Leave out the pictures and reproduce all of the data exactly.
>> Begin
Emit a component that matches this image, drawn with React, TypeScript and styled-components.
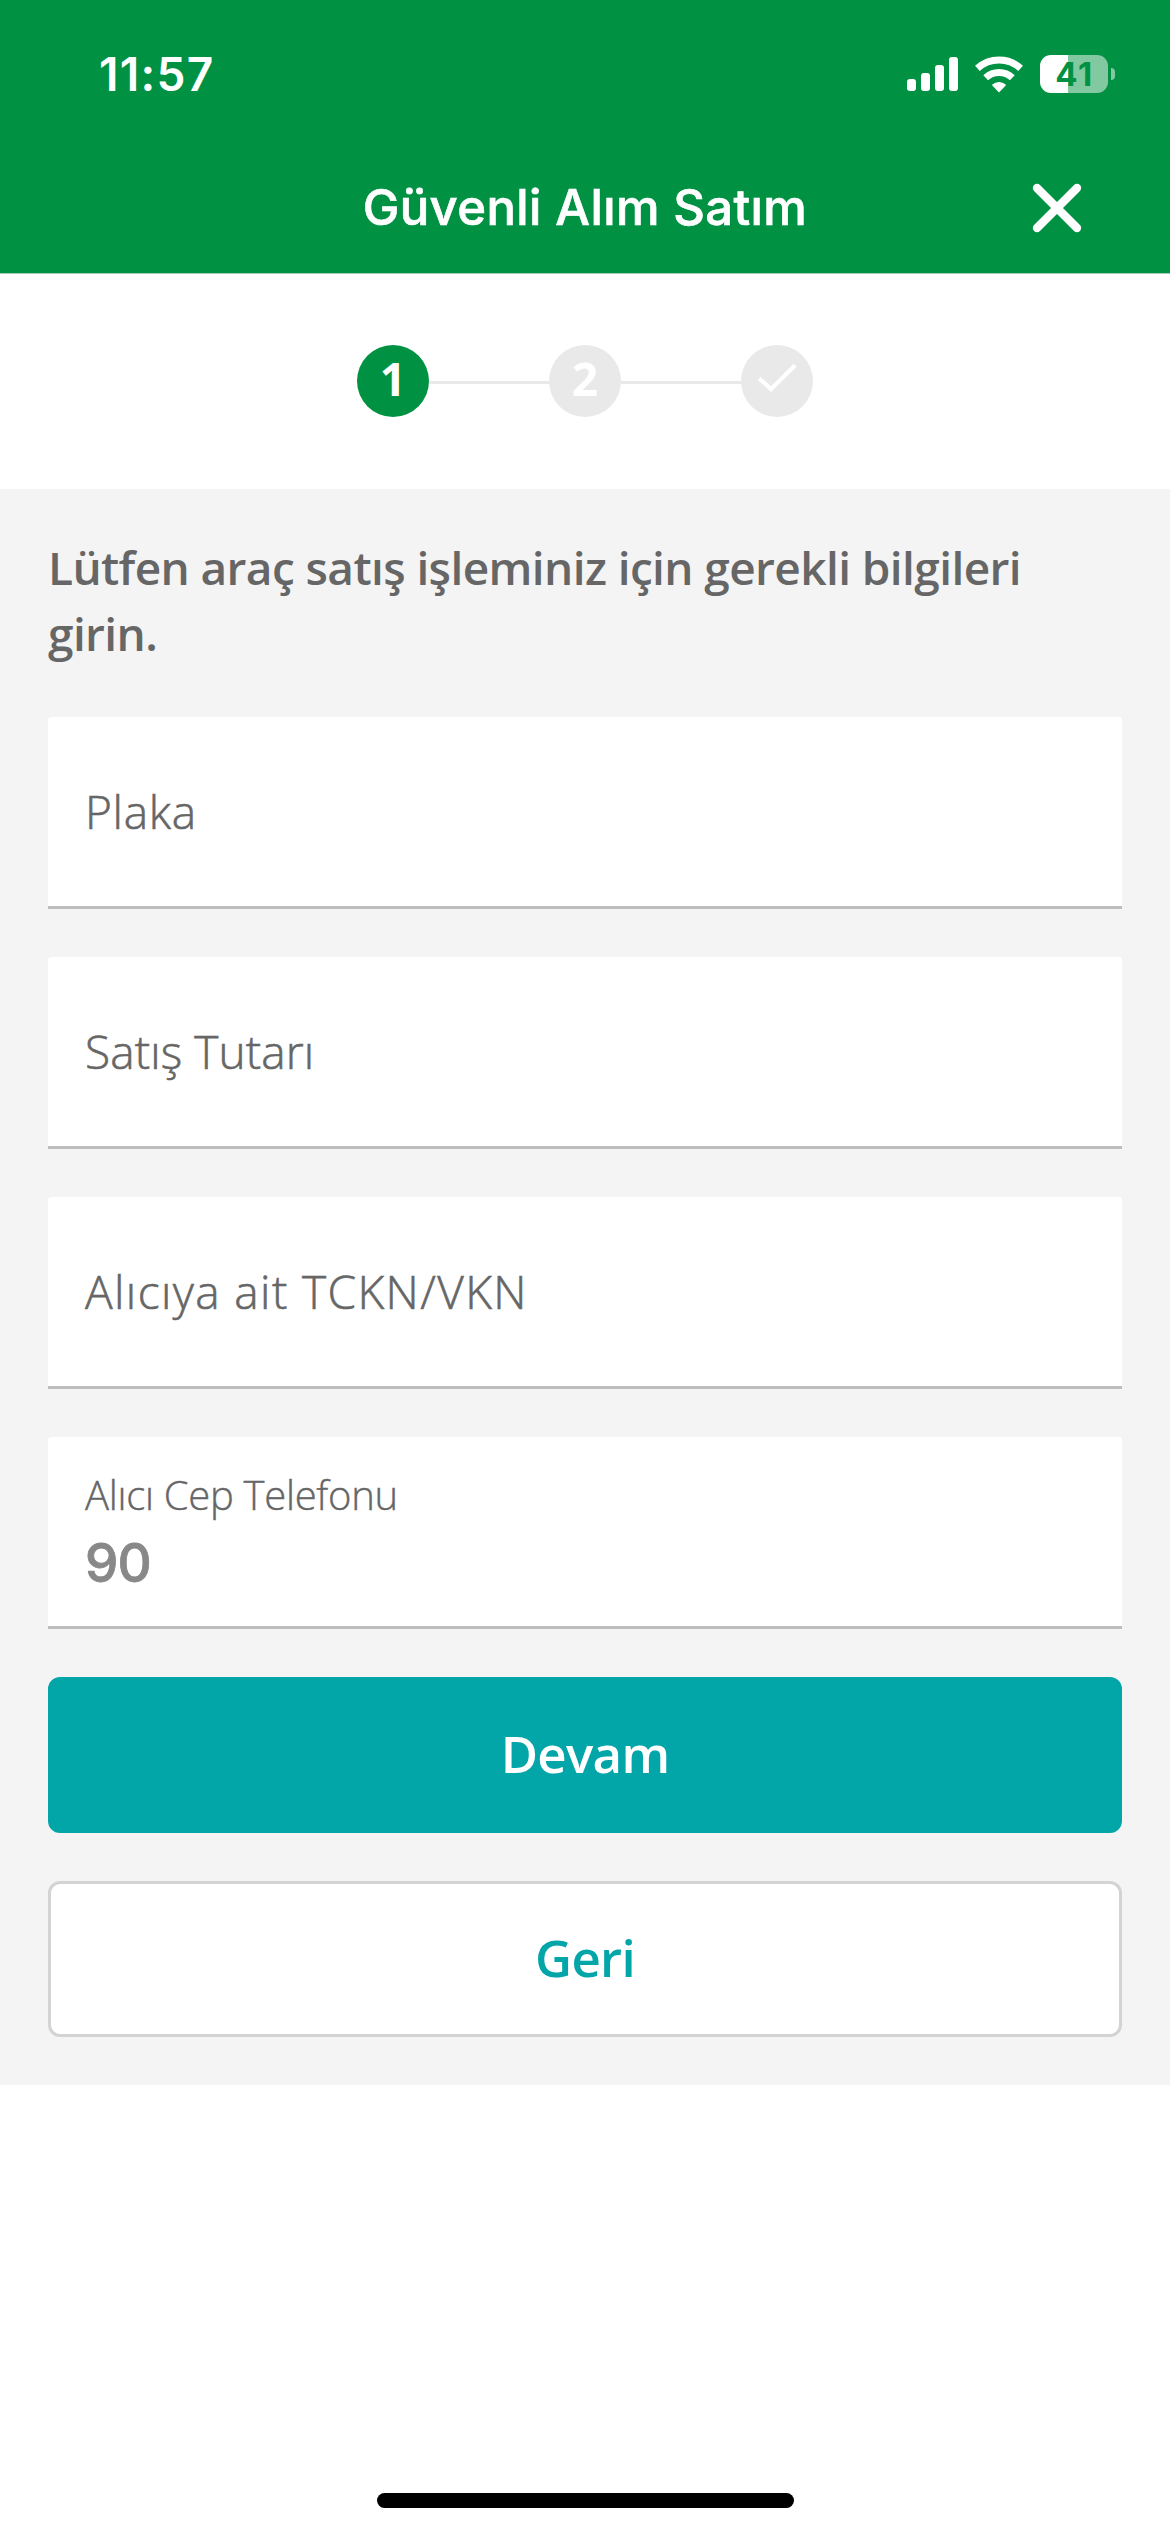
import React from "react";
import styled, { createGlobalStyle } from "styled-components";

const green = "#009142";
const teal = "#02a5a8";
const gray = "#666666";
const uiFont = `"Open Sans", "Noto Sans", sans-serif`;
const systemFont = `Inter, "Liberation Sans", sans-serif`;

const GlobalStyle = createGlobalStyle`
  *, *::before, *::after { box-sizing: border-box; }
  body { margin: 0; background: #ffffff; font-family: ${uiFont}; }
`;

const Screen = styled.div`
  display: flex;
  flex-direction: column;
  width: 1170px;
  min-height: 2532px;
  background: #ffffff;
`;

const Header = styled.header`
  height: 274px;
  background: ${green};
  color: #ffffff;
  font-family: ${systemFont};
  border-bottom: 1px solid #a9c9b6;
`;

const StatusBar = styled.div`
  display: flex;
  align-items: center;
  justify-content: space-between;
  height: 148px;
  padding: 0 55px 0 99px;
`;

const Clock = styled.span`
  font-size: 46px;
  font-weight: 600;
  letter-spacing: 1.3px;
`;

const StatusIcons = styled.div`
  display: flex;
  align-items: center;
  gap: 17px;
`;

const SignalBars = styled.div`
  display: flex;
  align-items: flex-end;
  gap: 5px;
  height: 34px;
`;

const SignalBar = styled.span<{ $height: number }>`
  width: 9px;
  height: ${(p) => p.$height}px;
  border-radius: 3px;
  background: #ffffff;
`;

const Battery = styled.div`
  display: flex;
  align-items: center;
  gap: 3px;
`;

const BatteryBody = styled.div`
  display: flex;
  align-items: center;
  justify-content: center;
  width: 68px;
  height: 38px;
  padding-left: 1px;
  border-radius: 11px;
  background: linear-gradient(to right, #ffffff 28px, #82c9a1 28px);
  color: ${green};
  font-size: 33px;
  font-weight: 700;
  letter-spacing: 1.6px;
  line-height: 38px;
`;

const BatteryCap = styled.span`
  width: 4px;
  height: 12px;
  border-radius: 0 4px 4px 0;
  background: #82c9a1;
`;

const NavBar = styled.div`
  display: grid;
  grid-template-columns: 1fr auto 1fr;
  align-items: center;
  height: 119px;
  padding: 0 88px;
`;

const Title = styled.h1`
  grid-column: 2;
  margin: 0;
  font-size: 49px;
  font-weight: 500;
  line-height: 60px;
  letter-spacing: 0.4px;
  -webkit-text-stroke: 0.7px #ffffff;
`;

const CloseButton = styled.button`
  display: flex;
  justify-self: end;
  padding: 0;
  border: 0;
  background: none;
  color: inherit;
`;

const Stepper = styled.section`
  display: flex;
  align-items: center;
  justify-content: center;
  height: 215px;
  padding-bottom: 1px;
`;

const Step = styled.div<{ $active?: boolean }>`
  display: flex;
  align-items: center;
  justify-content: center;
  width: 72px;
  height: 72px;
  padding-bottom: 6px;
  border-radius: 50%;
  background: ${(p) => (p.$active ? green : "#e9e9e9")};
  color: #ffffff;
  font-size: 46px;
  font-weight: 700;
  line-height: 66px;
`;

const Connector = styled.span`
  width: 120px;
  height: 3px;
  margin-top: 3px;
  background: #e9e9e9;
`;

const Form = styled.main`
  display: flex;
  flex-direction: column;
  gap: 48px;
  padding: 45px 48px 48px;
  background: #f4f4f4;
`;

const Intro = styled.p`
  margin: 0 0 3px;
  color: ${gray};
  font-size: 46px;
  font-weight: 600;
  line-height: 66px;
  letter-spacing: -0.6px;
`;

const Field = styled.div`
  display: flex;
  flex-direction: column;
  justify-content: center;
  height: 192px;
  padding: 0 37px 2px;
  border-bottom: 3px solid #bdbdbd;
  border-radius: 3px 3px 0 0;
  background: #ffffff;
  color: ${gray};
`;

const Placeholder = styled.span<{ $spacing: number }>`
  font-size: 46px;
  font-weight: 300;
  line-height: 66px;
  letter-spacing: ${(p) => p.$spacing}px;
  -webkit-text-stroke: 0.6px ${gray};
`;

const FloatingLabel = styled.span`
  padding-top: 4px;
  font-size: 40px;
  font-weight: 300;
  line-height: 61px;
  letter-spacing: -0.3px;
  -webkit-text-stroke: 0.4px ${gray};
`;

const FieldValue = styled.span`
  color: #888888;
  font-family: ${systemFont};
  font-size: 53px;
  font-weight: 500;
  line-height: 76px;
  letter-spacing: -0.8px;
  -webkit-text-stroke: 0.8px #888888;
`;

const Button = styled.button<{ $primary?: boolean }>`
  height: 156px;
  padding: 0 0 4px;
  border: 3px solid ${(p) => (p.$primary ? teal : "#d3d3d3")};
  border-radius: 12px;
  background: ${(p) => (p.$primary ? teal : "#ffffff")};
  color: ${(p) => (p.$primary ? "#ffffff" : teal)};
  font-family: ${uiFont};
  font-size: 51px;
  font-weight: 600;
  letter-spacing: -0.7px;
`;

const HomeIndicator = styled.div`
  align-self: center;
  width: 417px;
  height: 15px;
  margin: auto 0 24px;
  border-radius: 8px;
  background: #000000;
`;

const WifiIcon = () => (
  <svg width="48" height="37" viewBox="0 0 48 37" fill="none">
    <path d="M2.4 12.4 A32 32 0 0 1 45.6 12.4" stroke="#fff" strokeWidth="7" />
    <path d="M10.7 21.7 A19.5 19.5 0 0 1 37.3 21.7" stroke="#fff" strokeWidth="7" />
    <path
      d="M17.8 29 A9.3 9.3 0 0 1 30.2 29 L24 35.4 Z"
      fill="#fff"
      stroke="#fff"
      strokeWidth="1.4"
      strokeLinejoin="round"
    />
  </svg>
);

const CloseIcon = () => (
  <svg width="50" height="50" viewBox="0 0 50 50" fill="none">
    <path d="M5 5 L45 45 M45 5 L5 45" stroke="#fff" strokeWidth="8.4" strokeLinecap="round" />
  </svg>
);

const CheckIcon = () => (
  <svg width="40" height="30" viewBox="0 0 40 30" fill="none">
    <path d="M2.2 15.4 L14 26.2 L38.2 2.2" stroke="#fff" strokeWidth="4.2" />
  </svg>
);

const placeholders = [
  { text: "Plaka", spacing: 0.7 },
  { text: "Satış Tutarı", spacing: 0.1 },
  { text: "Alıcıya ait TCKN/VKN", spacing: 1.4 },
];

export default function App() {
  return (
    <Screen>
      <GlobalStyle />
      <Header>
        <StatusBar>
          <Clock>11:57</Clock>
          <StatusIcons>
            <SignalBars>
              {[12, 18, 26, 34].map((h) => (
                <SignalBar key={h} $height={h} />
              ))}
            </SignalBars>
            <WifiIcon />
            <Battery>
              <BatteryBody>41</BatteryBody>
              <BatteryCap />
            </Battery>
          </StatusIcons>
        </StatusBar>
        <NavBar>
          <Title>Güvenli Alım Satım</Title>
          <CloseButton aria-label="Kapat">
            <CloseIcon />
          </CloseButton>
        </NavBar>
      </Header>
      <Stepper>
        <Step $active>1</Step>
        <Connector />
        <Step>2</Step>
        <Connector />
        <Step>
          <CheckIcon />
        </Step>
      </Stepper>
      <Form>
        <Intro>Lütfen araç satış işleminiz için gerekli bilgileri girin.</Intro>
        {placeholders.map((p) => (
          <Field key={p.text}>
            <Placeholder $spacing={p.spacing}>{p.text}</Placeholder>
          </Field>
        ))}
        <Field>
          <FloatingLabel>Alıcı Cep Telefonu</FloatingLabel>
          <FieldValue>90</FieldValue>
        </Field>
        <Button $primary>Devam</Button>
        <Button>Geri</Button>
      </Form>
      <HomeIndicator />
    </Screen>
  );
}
>> End
Answer in full
Emit a component that matches this image, drawn with React, TypeScript and styled-components.
import React from "react";
import styled, { createGlobalStyle } from "styled-components";

const green = "#009142";
const teal = "#02a5a8";
const gray = "#666666";
const uiFont = `"Open Sans", "Noto Sans", sans-serif`;
const systemFont = `Inter, "Liberation Sans", sans-serif`;

const GlobalStyle = createGlobalStyle`
  *, *::before, *::after { box-sizing: border-box; }
  body { margin: 0; background: #ffffff; font-family: ${uiFont}; }
`;

const Screen = styled.div`
  display: flex;
  flex-direction: column;
  width: 1170px;
  min-height: 2532px;
  background: #ffffff;
`;

const Header = styled.header`
  height: 274px;
  background: ${green};
  color: #ffffff;
  font-family: ${systemFont};
  border-bottom: 1px solid #a9c9b6;
`;

const StatusBar = styled.div`
  display: flex;
  align-items: center;
  justify-content: space-between;
  height: 148px;
  padding: 0 55px 0 99px;
`;

const Clock = styled.span`
  font-size: 46px;
  font-weight: 600;
  letter-spacing: 1.3px;
`;

const StatusIcons = styled.div`
  display: flex;
  align-items: center;
  gap: 17px;
`;

const SignalBars = styled.div`
  display: flex;
  align-items: flex-end;
  gap: 5px;
  height: 34px;
`;

const SignalBar = styled.span<{ $height: number }>`
  width: 9px;
  height: ${(p) => p.$height}px;
  border-radius: 3px;
  background: #ffffff;
`;

const Battery = styled.div`
  display: flex;
  align-items: center;
  gap: 3px;
`;

const BatteryBody = styled.div`
  display: flex;
  align-items: center;
  justify-content: center;
  width: 68px;
  height: 38px;
  padding-left: 1px;
  border-radius: 11px;
  background: linear-gradient(to right, #ffffff 28px, #82c9a1 28px);
  color: ${green};
  font-size: 33px;
  font-weight: 700;
  letter-spacing: 1.6px;
  line-height: 38px;
`;

const BatteryCap = styled.span`
  width: 4px;
  height: 12px;
  border-radius: 0 4px 4px 0;
  background: #82c9a1;
`;

const NavBar = styled.div`
  display: grid;
  grid-template-columns: 1fr auto 1fr;
  align-items: center;
  height: 119px;
  padding: 0 88px;
`;

const Title = styled.h1`
  grid-column: 2;
  margin: 0;
  font-size: 49px;
  font-weight: 500;
  line-height: 60px;
  letter-spacing: 0.4px;
  -webkit-text-stroke: 0.7px #ffffff;
`;

const CloseButton = styled.button`
  display: flex;
  justify-self: end;
  padding: 0;
  border: 0;
  background: none;
  color: inherit;
`;

const Stepper = styled.section`
  display: flex;
  align-items: center;
  justify-content: center;
  height: 215px;
  padding-bottom: 1px;
`;

const Step = styled.div<{ $active?: boolean }>`
  display: flex;
  align-items: center;
  justify-content: center;
  width: 72px;
  height: 72px;
  padding-bottom: 6px;
  border-radius: 50%;
  background: ${(p) => (p.$active ? green : "#e9e9e9")};
  color: #ffffff;
  font-size: 46px;
  font-weight: 700;
  line-height: 66px;
`;

const Connector = styled.span`
  width: 120px;
  height: 3px;
  margin-top: 3px;
  background: #e9e9e9;
`;

const Form = styled.main`
  display: flex;
  flex-direction: column;
  gap: 48px;
  padding: 45px 48px 48px;
  background: #f4f4f4;
`;

const Intro = styled.p`
  margin: 0 0 3px;
  color: ${gray};
  font-size: 46px;
  font-weight: 600;
  line-height: 66px;
  letter-spacing: -0.6px;
`;

const Field = styled.div`
  display: flex;
  flex-direction: column;
  justify-content: center;
  height: 192px;
  padding: 0 37px 2px;
  border-bottom: 3px solid #bdbdbd;
  border-radius: 3px 3px 0 0;
  background: #ffffff;
  color: ${gray};
`;

const Placeholder = styled.span<{ $spacing: number }>`
  font-size: 46px;
  font-weight: 300;
  line-height: 66px;
  letter-spacing: ${(p) => p.$spacing}px;
  -webkit-text-stroke: 0.6px ${gray};
`;

const FloatingLabel = styled.span`
  padding-top: 4px;
  font-size: 40px;
  font-weight: 300;
  line-height: 61px;
  letter-spacing: -0.3px;
  -webkit-text-stroke: 0.4px ${gray};
`;

const FieldValue = styled.span`
  color: #888888;
  font-family: ${systemFont};
  font-size: 53px;
  font-weight: 500;
  line-height: 76px;
  letter-spacing: -0.8px;
  -webkit-text-stroke: 0.8px #888888;
`;

const Button = styled.button<{ $primary?: boolean }>`
  height: 156px;
  padding: 0 0 4px;
  border: 3px solid ${(p) => (p.$primary ? teal : "#d3d3d3")};
  border-radius: 12px;
  background: ${(p) => (p.$primary ? teal : "#ffffff")};
  color: ${(p) => (p.$primary ? "#ffffff" : teal)};
  font-family: ${uiFont};
  font-size: 51px;
  font-weight: 600;
  letter-spacing: -0.7px;
`;

const HomeIndicator = styled.div`
  align-self: center;
  width: 417px;
  height: 15px;
  margin: auto 0 24px;
  border-radius: 8px;
  background: #000000;
`;

const WifiIcon = () => (
  <svg width="48" height="37" viewBox="0 0 48 37" fill="none">
    <path d="M2.4 12.4 A32 32 0 0 1 45.6 12.4" stroke="#fff" strokeWidth="7" />
    <path d="M10.7 21.7 A19.5 19.5 0 0 1 37.3 21.7" stroke="#fff" strokeWidth="7" />
    <path
      d="M17.8 29 A9.3 9.3 0 0 1 30.2 29 L24 35.4 Z"
      fill="#fff"
      stroke="#fff"
      strokeWidth="1.4"
      strokeLinejoin="round"
    />
  </svg>
);

const CloseIcon = () => (
  <svg width="50" height="50" viewBox="0 0 50 50" fill="none">
    <path d="M5 5 L45 45 M45 5 L5 45" stroke="#fff" strokeWidth="8.4" strokeLinecap="round" />
  </svg>
);

const CheckIcon = () => (
  <svg width="40" height="30" viewBox="0 0 40 30" fill="none">
    <path d="M2.2 15.4 L14 26.2 L38.2 2.2" stroke="#fff" strokeWidth="4.2" />
  </svg>
);

const placeholders = [
  { text: "Plaka", spacing: 0.7 },
  { text: "Satış Tutarı", spacing: 0.1 },
  { text: "Alıcıya ait TCKN/VKN", spacing: 1.4 },
];

export default function App() {
  return (
    <Screen>
      <GlobalStyle />
      <Header>
        <StatusBar>
          <Clock>11:57</Clock>
          <StatusIcons>
            <SignalBars>
              {[12, 18, 26, 34].map((h) => (
                <SignalBar key={h} $height={h} />
              ))}
            </SignalBars>
            <WifiIcon />
            <Battery>
              <BatteryBody>41</BatteryBody>
              <BatteryCap />
            </Battery>
          </StatusIcons>
        </StatusBar>
        <NavBar>
          <Title>Güvenli Alım Satım</Title>
          <CloseButton aria-label="Kapat">
            <CloseIcon />
          </CloseButton>
        </NavBar>
      </Header>
      <Stepper>
        <Step $active>1</Step>
        <Connector />
        <Step>2</Step>
        <Connector />
        <Step>
          <CheckIcon />
        </Step>
      </Stepper>
      <Form>
        <Intro>Lütfen araç satış işleminiz için gerekli bilgileri girin.</Intro>
        {placeholders.map((p) => (
          <Field key={p.text}>
            <Placeholder $spacing={p.spacing}>{p.text}</Placeholder>
          </Field>
        ))}
        <Field>
          <FloatingLabel>Alıcı Cep Telefonu</FloatingLabel>
          <FieldValue>90</FieldValue>
        </Field>
        <Button $primary>Devam</Button>
        <Button>Geri</Button>
      </Form>
      <HomeIndicator />
    </Screen>
  );
}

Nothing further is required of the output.